Use wait for delayed content

If the content loads after a short delay (lazy loading, carousels, infinite scroll), add a wait time (ms) before extraction starts:
from scrapegraph_py import ScrapeGraphAI, FetchConfig

sgai = ScrapeGraphAI()

res = sgai.extract(
    "Extract all product names and prices",
    url="https://example.com/products",
    fetch_config=FetchConfig(mode="js", wait=2000),
)

if res.status == "success":
    print(res.data.json_data)

Tips for specific scenarios

Infinite scroll / lazy loading

Use the scrolls option in FetchConfig to scroll the page a given number of times before extracting, triggering lazy-loaded items:
res = sgai.extract(
    "Extract all product cards",
    url="https://example.com/feed",
    fetch_config=FetchConfig(mode="js", scrolls=5, wait=1000),
)
For sites that truly split content across multiple URLs, use crawl.start to follow paginated links automatically.

Login-gated content

If the data requires authentication, pass the required cookies or session tokens via FetchConfig:
res = sgai.extract(
    "Extract my account balance",
    url="https://example.com/dashboard",
    fetch_config=FetchConfig(
        mode="js",
        cookies={"session": "abc123", "auth_token": "xyz"},
    ),
)

Single Page Applications (SPAs)

SPAs render content client-side after the initial load.

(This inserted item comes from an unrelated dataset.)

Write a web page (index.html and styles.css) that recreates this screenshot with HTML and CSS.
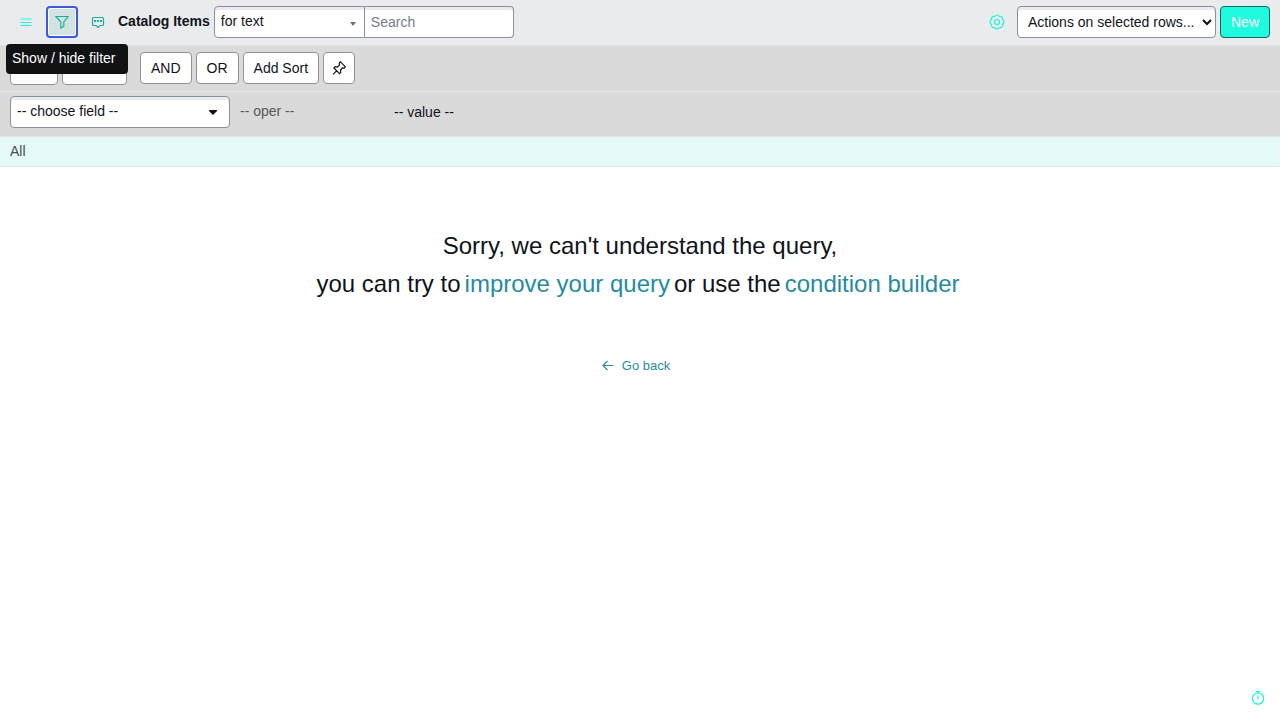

Increasing wait usually resolves extraction issues. If not, check whether the data is available through the site’s own API (Network tab in DevTools) — that may be easier to call directly.

Verifying the rendered HTML

To debug, call sgai.scrape() with HtmlFormatConfig (Python) or { type: "html" } (JS) to see the exact HTML delivered after rendering, then compare to the raw HTML.